╭─ The records

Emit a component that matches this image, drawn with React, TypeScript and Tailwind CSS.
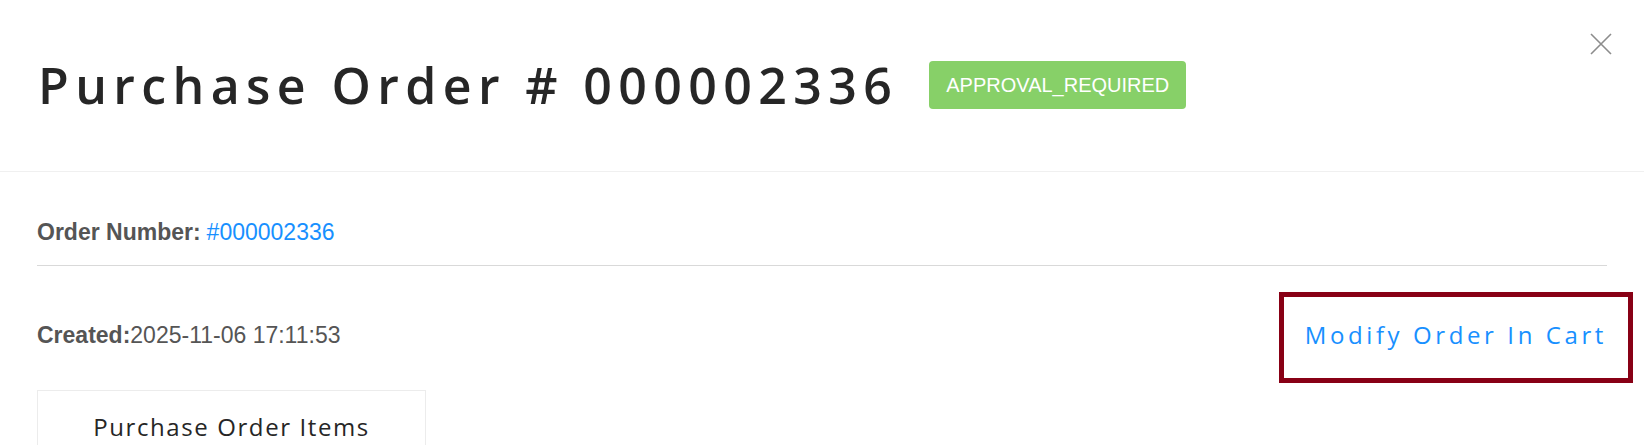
const montserratLike = "font-['Open_Sans',_'DejaVu_Sans',_sans-serif]";

function CloseIcon() {
  return (
    <svg width="22" height="22" viewBox="0 0 22 22" fill="none" stroke="#8c8c8c" strokeWidth="1.6">
      <path d="M1 1L21 21M21 1L1 21" />
    </svg>
  );
}

export default function App() {
  return (
    <div className="w-[1644px] h-[445px] overflow-hidden bg-white">
      <div className="h-[172px] border-b border-[#f0f0f0] flex items-start justify-between pl-[38px] pr-[32px]">
        <div className="flex items-center gap-[31px] pt-[60px]">
          <h1 className={`${montserratLike} text-[50px] leading-none font-semibold tracking-[6.4px] text-[#262626]`}>
            Purchase Order # 000002336
          </h1>
          <span className="h-[48px] px-[17px] flex items-center rounded-[4px] bg-[#87d068] text-white text-[20px] font-['Liberation_Sans',_Arial,_sans-serif]">
            APPROVAL_REQUIRED
          </span>
        </div>
        <button className="mt-[33px]">
          <CloseIcon />
        </button>
      </div>

      <div className="px-[37px] font-['Liberation_Sans',_Arial,_sans-serif]">
        <div className="h-[94px] flex items-end pb-[21px] border-b border-[#d9d9d9] text-[23px] leading-none text-[#555]">
          <span className="font-bold">Order Number:</span>
          <a className="ml-[6px] text-[#1890ff]">#000002336</a>
        </div>

        <div className="flex items-center justify-between mt-[26px]">
          <div className="text-[23px] leading-none text-[#555] pb-[4px]">
            <span className="font-bold">Created:</span>2025-11-06 17:11:53
          </div>
          <button className={`-mr-[26px] h-[91px] pl-[21px] pr-[21px] pb-[5px] border-[5px] border-[#880015] ${montserratLike} text-[24px] tracking-[3.6px] text-[#1890ff]`}>
            Modify Order In Cart
          </button>
        </div>

        <div className="mt-[7px] w-[389px] h-[60px] border border-[#ececec] flex justify-center pt-[24px]">
          <span className={`${montserratLike} text-[24px] leading-none tracking-[1.6px] text-[#262626]`}>
            Purchase Order Items
          </span>
        </div>
      </div>
    </div>
  );
}
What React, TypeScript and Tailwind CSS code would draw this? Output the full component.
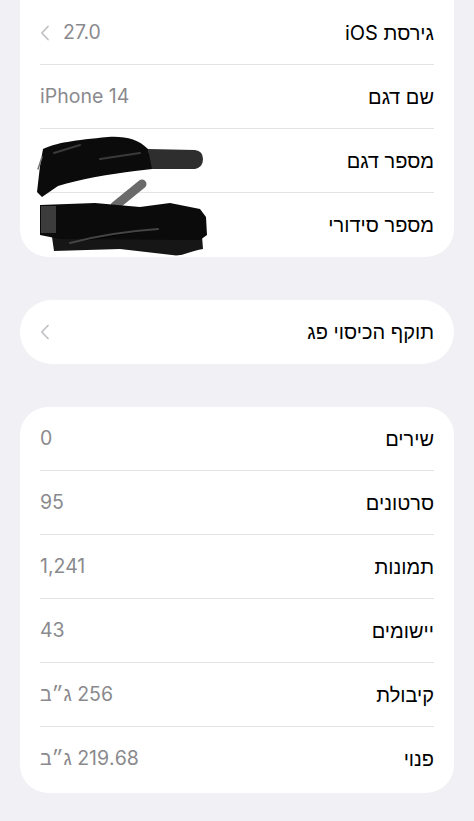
import React from 'react';

type Row = { label: string; value?: string; chevron?: boolean; redact?: 'model' | 'serial' };

const topRows: Row[] = [
  { label: 'גירסת iOS', value: '27.0', chevron: true },
  { label: 'שם דגם', value: 'iPhone 14' },
  { label: 'מספר דגם', redact: 'model' },
  { label: 'מספר סידורי', redact: 'serial' },
];

const countRows: Row[] = [
  { label: 'שירים', value: '0' },
  { label: 'סרטונים', value: '95' },
  { label: 'תמונות', value: '1,241' },
  { label: 'יישומים', value: '43' },
  { label: 'קיבולת', value: '256 ג״ב' },
  { label: 'פנוי', value: '219.68 ג״ב' },
];

const Chevron = () => (
  <svg width="10" height="16" viewBox="0 0 10 16" fill="none">
    <path d="M8 1.5 L1.8 8 L8 14.5" stroke="#c2c2c6" strokeWidth="1.8" strokeLinecap="round" strokeLinejoin="round" />
  </svg>
);

// hand scribbles that hide the model and serial numbers
const Scribble = ({ kind }: { kind: 'model' | 'serial' }) => {
  if (kind === 'model') {
    return (
      <svg width="170" height="64" viewBox="0 0 170 64" className="overflow-visible">
        <path d="M108 20 L155 21 Q163 22 163 30 Q163 38 155 40 L110 40 Z" fill="#2e2e2e" />
        <path d="M3 20 C15 14 35 11 68 8 C85 7 98 10 108 20 L112 40 L95 42 C70 45 40 50 18 57 L2 68 L-3 63 L0 37 Z" fill="#0b0b0b" />
        <path d="M14 24 L40 16 M60 30 L100 24" stroke="#3a3a3a" strokeWidth="2" strokeLinecap="round" />
        <path d="M-2 40 L2 28" stroke="#777" strokeWidth="1.5" strokeLinecap="round" />
      </svg>
    );
  }
  return (
    <svg width="170" height="64" viewBox="0 0 170 64" className="overflow-visible">
      <path d="M102 -9 L75 13" stroke="#6a6a6a" strokeWidth="9" strokeLinecap="round" />
      <path d="M12 44 L162 43 L163 56 C150 58 142 64 132 62 L80 56 L14 58 Z" fill="#161616" />
      <path d="M0 12 L55 10 L100 14 L130 10 L160 16 L166 24 L167 42 L160 47 L20 46 L0 42 Z" fill="#0b0b0b" />
      <path d="M1 13 L16 13 L16 40 L1 40 Z" fill="#3c3c3c" />
      <path d="M30 50 C60 42 90 38 118 36" stroke="#444" strokeWidth="2" strokeLinecap="round" />
    </svg>
  );
};

const SettingsRow = ({ row, last }: { row: Row; last: boolean }) => (
  <div className="px-5">
    <div className={`h-16 flex items-center justify-between ${last ? '' : 'border-b border-[#e3e3e6]'}`}>
      <span className="text-[20px] text-black">{row.label}</span>
      {row.redact ? (
        <Scribble kind={row.redact} />
      ) : (
        <span className="flex items-center gap-[13px] text-[19.5px] text-[#8a8a8e]">
          <span>{row.value}</span>
          {row.chevron && <Chevron />}
        </span>
      )}
    </div>
  </div>
);

export default function App() {
  return (
    <div
      dir="rtl"
      className="min-h-[821px] w-full bg-[#f0f0f5] pb-8"
      style={{ fontFamily: 'Inter, "Liberation Sans", sans-serif' }}
    >
      <div className="mx-5 pt-px bg-white rounded-b-[28px] overflow-hidden">
        {topRows.map((r, i) => (
          <SettingsRow key={r.label} row={r} last={i === topRows.length - 1} />
        ))}
      </div>

      <div className="mx-5 mt-[43px] bg-white rounded-full h-16 px-5 flex items-center justify-between">
        <span className="text-[20px] text-black">תוקף הכיסוי פג</span>
        <Chevron />
      </div>

      <div className="mx-5 mt-[43px] bg-white rounded-[28px] pb-[2px]">
        {countRows.map((r, i) => (
          <SettingsRow key={r.label} row={r} last={i === countRows.length - 1} />
        ))}
      </div>
    </div>
  );
}
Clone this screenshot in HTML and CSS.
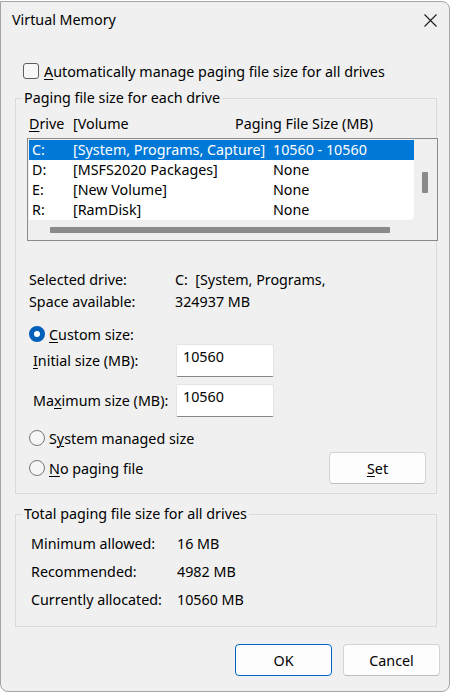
FILE: index.html
```html
<!DOCTYPE html>
<html lang="en">
<head>
<meta charset="UTF-8">
<meta name="viewport" content="width=device-width, initial-scale=1.0">
<title>Virtual Memory</title>
<link rel="stylesheet" href="styles.css">
</head>
<body>
<div class="window">
    <div class="titlebar">
        <span class="title">Virtual Memory</span>
        <svg class="close" width="13" height="13" viewBox="0 0 13 13">
            <path d="M0.5 0.5 L12.5 12.5 M12.5 0.5 L0.5 12.5" stroke="#1b1b1b" stroke-width="1.1" fill="none"/>
        </svg>
    </div>

    <label class="check-row">
        <span class="checkbox"></span>
        <span><u>A</u>utomatically manage paging file size for all drives</span>
    </label>

    <fieldset class="group group-drives">
        <legend>Paging file size for each drive</legend>

        <div class="list-head">
            <span class="col-drive"><u>D</u>rive</span>
            <span class="col-vol">[Volume</span>
            <span>Paging File Size (MB)</span>
        </div>

        <div class="list">
            <div class="list-main">
                <div class="rows">
                    <div class="row selected">
                        <span class="cell-drive">C:</span>
                        <span class="cell-vol">[System, Programs, Capture]</span>
                        <span>10560 - 10560</span>
                    </div>
                    <div class="row">
                        <span class="cell-drive">D:</span>
                        <span class="cell-vol">[MSFS2020 Packages]</span>
                        <span>None</span>
                    </div>
                    <div class="row">
                        <span class="cell-drive">E:</span>
                        <span class="cell-vol">[New Volume]</span>
                        <span>None</span>
                    </div>
                    <div class="row">
                        <span class="cell-drive">R:</span>
                        <span class="cell-vol">[RamDisk]</span>
                        <span>None</span>
                    </div>
                </div>
                <div class="vscroll"><div class="vthumb"></div></div>
            </div>
            <div class="hscroll"><div class="hthumb"></div></div>
        </div>

        <div class="info">
            <div class="info-row"><span class="info-label">Selected drive:</span><span>C:&nbsp; [System, Programs,</span></div>
            <div class="info-row"><span class="info-label">Space available:</span><span>324937 MB</span></div>
        </div>

        <div class="radio-row custom">
            <span class="radio checked"></span>
            <span><u>C</u>ustom size:</span>
        </div>
        <div class="size-row">
            <span class="size-label"><u>I</u>nitial size (MB):</span>
            <div class="textbox">10560</div>
        </div>
        <div class="size-row size-max">
            <span class="size-label">Ma<u>x</u>imum size (MB):</span>
            <div class="textbox">10560</div>
        </div>
        <div class="radio-row system">
            <span class="radio"></span>
            <span>S<u>y</u>stem managed size</span>
        </div>
        <div class="radio-row nopaging">
            <span class="radio"></span>
            <span><u>N</u>o paging file</span>
            <button class="btn btn-set"><u>S</u>et</button>
        </div>
    </fieldset>

    <fieldset class="group group-total">
        <legend>Total paging file size for all drives</legend>
        <div class="total-row"><span class="total-label">Minimum allowed:</span><span>16 MB</span></div>
        <div class="total-row"><span class="total-label">Recommended:</span><span>4982 MB</span></div>
        <div class="total-row"><span class="total-label">Currently allocated:</span><span>10560 MB</span></div>
    </fieldset>

    <div class="actions">
        <button class="btn btn-ok">OK</button>
        <button class="btn">Cancel</button>
    </div>
</div>
</body>
</html>
```
FILE: styles.css
```css
* {
    box-sizing: border-box;
}
body {
    margin: 0;
    padding-top: 1px;
    background: #fff;
    font-family: "Noto Sans", "Open Sans", sans-serif;
    font-size: 14.3px;
    color: #000;
}
u {
    text-decoration-thickness: 1px;
    text-underline-offset: 2px;
}

/* dialog frame */
.window {
    width: 450px;
    background: #f0f0f0;
    border: 1px solid #a3a3a3;
    border-radius: 0 8px 8px 8px;
    padding-bottom: 15px;
}
.titlebar {
    height: 36px;
    display: flex;
    align-items: center;
    justify-content: space-between;
    padding: 0 12px 0 11px;
}
.title {
    line-height: 20px;
}
.close {
    display: block;
}

/* checkbox line */
.check-row {
    display: flex;
    align-items: center;
    height: 20px;
    margin-top: 23px;
    padding-left: 22px;
    gap: 5px;
}
.checkbox {
    width: 16px;
    height: 16px;
    border: 1px solid #5d5d5d;
    border-radius: 3px;
    background: #f7f7f7;
}

/* group boxes */
.group {
    width: 422px;
    margin: 7px 0 0 14px;
    padding: 0;
    border: 1px solid #dadada;
    min-width: 0;
}
.group legend {
    margin-left: 6px;
    padding: 0 2px;
    line-height: 20px;
}
.group-drives {
    padding-bottom: 9px;
}

.list-head {
    display: flex;
    height: 20px;
    line-height: 20px;
    margin-top: 6px;
    padding-left: 13px;
}
.col-drive {
    width: 44px;
}
.col-vol {
    width: 162px;
}

/* drive list */
.list {
    width: 411px;
    margin: 4px 0 0 11px;
    border: 1px solid #8b8b8b;
    background: #efefef;
}
.list-main {
    display: flex;
}
.rows {
    width: 385px;
    height: 80px;
    margin: 1px 0 0 1px;
    background: #fff;
    border-bottom-right-radius: 4px;
}
.row {
    display: flex;
    height: 20px;
    line-height: 20px;
}
.row.selected {
    background: #0078d7;
    color: #fff;
}
.cell-drive {
    width: 44px;
    padding-left: 3px;
}
.cell-vol {
    width: 200px;
}
.vscroll {
    width: 23px;
    padding: 33px 0 0 8px;
}
.vthumb {
    width: 6px;
    height: 21px;
    background: #8a8a8a;
    border-radius: 1px;
}
.hscroll {
    height: 20px;
    padding: 7px 0 0 22px;
}
.hthumb {
    width: 340px;
    height: 6px;
    background: #8a8a8a;
    border-radius: 1px;
}

.info {
    margin-top: 27px;
}
.info-row,
.total-row {
    display: flex;
    align-items: center;
    height: 22px;
    padding-left: 13px;
}
.info-label {
    width: 146px;
}

/* radios and size inputs */
.radio-row {
    display: flex;
    align-items: center;
    height: 20px;
    padding-left: 13px;
    gap: 4px;
}
.radio-row.custom {
    margin-top: 12px;
}
.radio-row.system {
    margin-top: 11px;
}
.radio-row.nopaging {
    margin-top: 4px;
    height: 32px;
}
.radio {
    width: 16px;
    height: 16px;
    border: 1px solid #777;
    border-radius: 50%;
    background: #f6f6f6;
}
.radio.checked {
    border: 5px solid #005fb8;
    background: #fff;
}
.size-row {
    display: flex;
    align-items: center;
    height: 33px;
    padding-left: 17px;
}
.size-max {
    margin-top: 7px;
}
.size-label {
    width: 143px;
}
.textbox {
    width: 98px;
    height: 33px;
    padding: 2px 0 0 6px;
    line-height: 20px;
    background: #fff;
    border: 1px solid #e3e3e3;
    border-bottom-color: #868686;
    border-radius: 2px;
}

/* push buttons */
.btn {
    width: 97px;
    height: 32px;
    font: inherit;
    color: #000;
    background: #fdfdfd;
    border: 1px solid #d3d3d3;
    border-bottom-color: #bdbdbd;
    border-radius: 4px;
    padding: 0;
}
.btn-set {
    margin-left: auto;
    margin-right: 10px;
}
.btn-ok {
    border-color: #0067c0;
}

.group-total {
    margin-top: 10px;
    padding: 5px 0 13px;
}
.total-row {
    height: 28px;
    padding-left: 15px;
}
.total-label {
    width: 146px;
}

.actions {
    display: flex;
    justify-content: flex-end;
    gap: 11px;
    margin-top: 17px;
    padding-right: 9px;
}
```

╰─

Exercise goal: Take the material above and output only the lines from the one that contains "What React, TypeScript" through the one that contains "string; value?: string;", ends included and images left out.

Complete response:
What React, TypeScript and Tailwind CSS code would draw this? Output the full component.
import React from 'react';

type Row = { label: string; value?: string; chevron?: boolean; redact?: 'model' | 'serial' };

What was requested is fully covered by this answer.